Much is made of Elmore Leonard's 10 Rules for Writing. Not so much is made of them by Elmore Leonard, but others have gotten a lot of mileage out of them. And they aren't wrong, and they are obviously distilled from Leonard's own writing.
Much more should be made of Elmore Leonard's actual writing. At this point, gentle reader, I know you have said to yourself "Duh, John" or some kind of "tell me something I don't know" equivalent. However, do not dismiss the actual wonder that is the writing of Elmore Leonard and is completely absent from simple rules, no matter how useful they are.

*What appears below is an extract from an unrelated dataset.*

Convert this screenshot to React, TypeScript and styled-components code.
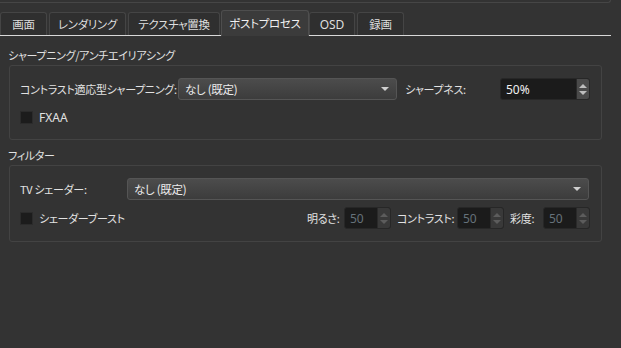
import React from "react";
import styled, { createGlobalStyle } from "styled-components";

const Global = createGlobalStyle`
  html, body { margin: 0; padding: 0; background: #333333; }
  body {
    font-family: "Noto Sans CJK JP", "Noto Sans", sans-serif;
    font-size: 11px;
    letter-spacing: -0.3px;
    color: #e2e2e2;
    font-feature-settings: "palt";
  }
`;

const Page = styled.div`
  width: 621px;
  height: 348px;
  background: #333333;
  display: flex;
  flex-direction: column;
  overflow: hidden;
`;

const TopEdge = styled.div`
  width: 610px;
  height: 2px;
  border-bottom: 1px solid #464646;
  border-right: 1px solid #464646;
  border-bottom-right-radius: 3px;
`;

const TabBar = styled.div`
  margin-top: 7px;
  width: 611px;
  height: 25px;
  display: flex;
  align-items: flex-end;
  border-bottom: 1px solid #d8d8d8;
`;

const Tab = styled.div<{ $w: number; $active?: boolean; $gap: number }>`
  width: ${(p) => p.$w}px;
  margin-right: ${(p) => p.$gap}px;
  height: ${(p) => (p.$active ? 26 : 23)}px;
  margin-bottom: ${(p) => (p.$active ? -1 : 0)}px;
  box-sizing: border-box;
  border: 1px solid ${(p) => (p.$active ? "#4e4e4e" : "#454545")};
  border-bottom: none;
  border-radius: 3px 3px 0 0;
  background: ${(p) => (p.$active ? "#3b3b3b" : "#2f2f2f")};
  color: ${(p) => (p.$active ? "#f0f0f0" : "#dedede")};
  font-size: 11.5px;
  display: flex;
  align-items: center;
  justify-content: center;
  padding-bottom: ${(p) => (p.$active ? 2 : 0)}px;
  flex-shrink: 0;
`;

const Content = styled.div`
  display: flex;
  flex-direction: column;
  gap: 5px;
  padding-top: 9px;
`;

const Group = styled.section`
  display: flex;
  flex-direction: column;
`;

const GroupTitle = styled.div`
  height: 20px;
  line-height: 20px;
  padding-left: 8px;
`;

const GroupBox = styled.div<{ $rowGap: number; $padBottom: number }>`
  margin-left: 9px;
  width: 593px;
  box-sizing: border-box;
  border: 1px solid #434343;
  border-radius: 3px;
  padding: 12px 11px ${(p) => p.$padBottom}px 10px;
  display: flex;
  flex-direction: column;
  gap: ${(p) => p.$rowGap}px;
`;

const Row = styled.div`
  height: 22px;
  display: flex;
  align-items: center;
`;

const Label = styled.span<{ $w?: number; $ml?: number }>`
  ${(p) => (p.$w ? `width: ${p.$w}px; flex-shrink: 0;` : "")}
  margin-left: ${(p) => p.$ml ?? 0}px;
  white-space: nowrap;
`;

const Combo = styled.div<{ $w?: number }>`
  ${(p) => (p.$w ? `width: ${p.$w}px;` : "flex: 1; margin-right: 1px;")}
  height: 22px;
  box-sizing: border-box;
  border: 1px solid #555555;
  border-radius: 3px;
  background: linear-gradient(#4c4c4c, #3c3c3c);
  display: flex;
  align-items: center;
  padding: 0 7px 0 6px;
  color: #ececec;
  font-size: 11.5px;
`;

const ComboText = styled.span`
  flex: 1;
`;

const Arrow = styled.span`
  width: 0;
  height: 0;
  border-left: 4px solid transparent;
  border-right: 4px solid transparent;
  border-top: 4px solid #cfcfcf;
`;

const Spin = styled.div<{ $w: number; $disabled?: boolean; $ml: number }>`
  width: ${(p) => p.$w}px;
  margin-left: ${(p) => p.$ml}px;
  height: 22px;
  box-sizing: border-box;
  border: 1px solid #272727;
  border-radius: 3px;
  background: #1b1b1b;
  display: flex;
  color: ${(p) => (p.$disabled ? "#66727a" : "#f2f2f2")};
  font-family: "Noto Sans", sans-serif;
  font-size: 12px;
  letter-spacing: 0;
  overflow: hidden;
  flex-shrink: 0;
`;

const SpinText = styled.span`
  flex: 1;
  display: flex;
  align-items: center;
  padding-left: 5px;
`;

const SpinButtons = styled.div<{ $disabled?: boolean }>`
  width: 12px;
  background: ${(p) => (p.$disabled ? "#393939" : "#4a4a4a")};
  border-left: 1px solid #2a2a2a;
  display: flex;
  flex-direction: column;
  align-items: center;
  justify-content: center;
  gap: 3px;
`;

const Up = styled.span<{ $disabled?: boolean }>`
  width: 0;
  height: 0;
  border-left: 4px solid transparent;
  border-right: 4px solid transparent;
  border-bottom: 4px solid ${(p) => (p.$disabled ? "#5c5c5c" : "#bdbdbd")};
`;

const Down = styled.span<{ $disabled?: boolean }>`
  width: 0;
  height: 0;
  border-left: 4px solid transparent;
  border-right: 4px solid transparent;
  border-top: 4px solid ${(p) => (p.$disabled ? "#5c5c5c" : "#bdbdbd")};
`;

const Check = styled.span`
  width: 13px;
  height: 13px;
  box-sizing: border-box;
  background: #1c1c1c;
  border: 1px solid #2b2b2b;
  margin-right: 6px;
  flex-shrink: 0;
`;

const LatinLabel = styled.span`
  font-family: "Noto Sans", sans-serif;
  font-size: 12px;
  letter-spacing: 0;
`;

const Spacer = styled.div`
  flex: 1;
`;

const SpinBox: React.FC<{ value: string; w: number; ml?: number; disabled?: boolean }> = ({
  value,
  w,
  ml = 0,
  disabled,
}) => (
  <Spin $w={w} $ml={ml} $disabled={disabled}>
    <SpinText>{value}</SpinText>
    <SpinButtons $disabled={disabled}>
      <Up $disabled={disabled} />
      <Down $disabled={disabled} />
    </SpinButtons>
  </Spin>
);

const tabs = [
  { label: "画面", w: 47, gap: 2 },
  { label: "レンダリング", w: 77, gap: 2 },
  { label: "テクスチャ置換", w: 92, gap: 1 },
  { label: "ポストプロセス", w: 88, gap: 0, active: true },
  { label: "OSD", w: 46, gap: 2 },
  { label: "録画", w: 47, gap: 0 },
];

export default function App() {
  return (
    <>
      <Global />
      <Page>
        <TopEdge />
        <TabBar>
          {tabs.map((t) => (
            <Tab key={t.label} $w={t.w} $gap={t.gap} $active={t.active}>
              {t.label === "OSD" ? <LatinLabel>OSD</LatinLabel> : t.label}
            </Tab>
          ))}
        </TabBar>
        <Content>
          <Group>
            <GroupTitle>シャープニング/アンチエイリアシング</GroupTitle>
            <GroupBox $rowGap={6} $padBottom={11}>
              <Row>
                <Label $w={158}>コントラスト適応型シャープニング:</Label>
                <Combo $w={220}>
                  <ComboText>なし (既定)</ComboText>
                  <Arrow />
                </Combo>
                <Label $w={95} $ml={8}>シャープネス:</Label>
                <SpinBox value="50%" w={90} />
              </Row>
              <Row>
                <Check />
                <LatinLabel>FXAA</LatinLabel>
              </Row>
            </GroupBox>
          </Group>
          <Group>
            <GroupTitle>フィルター</GroupTitle>
            <GroupBox $rowGap={7} $padBottom={12}>
              <Row>
                <Label $w={107}>TV シェーダー:</Label>
                <Combo>
                  <ComboText>なし (既定)</ComboText>
                  <Arrow />
                </Combo>
              </Row>
              <Row>
                <Check />
                <Label>シェーダーブースト</Label>
                <Spacer />
                <Label $w={37}>明るさ:</Label>
                <SpinBox value="50" w={47} disabled />
                <Label $w={60} $ml={6}>コントラスト:</Label>
                <SpinBox value="50" w={47} disabled />
                <Label $w={33} $ml={6}>彩度:</Label>
                <SpinBox value="50" w={47} disabled />
              </Row>
            </GroupBox>
          </Group>
        </Content>
      </Page>
    </>
  );
}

Toward the beginning of Cuba Libre, Ben Tyler shoots an Spanish officer who draws a dueling pistol on him in a crowded bar. The build up is pure Leonard: nothing sounds like writing. You don't skip over any of it. It's all told from the point of view of an American reporter, who alternates between conveying the narrative and editing it for publication in his own mind. The genius is in the line just after Tyler kills the Spanish officer.
My lord. The sound it made.
That line right there makes everything that comes before it that much more real, and gives credibility to every description that comes after it. It's an aside. A figure of speech. And yet it is the key to this whole passage, one that has so captured my attention that I am writing a blog post about months after I last wrote, and I am doing so a full ten days after I read the line.
Seriously. If you want to know how to write, skip Leonard's rules. Just read his books.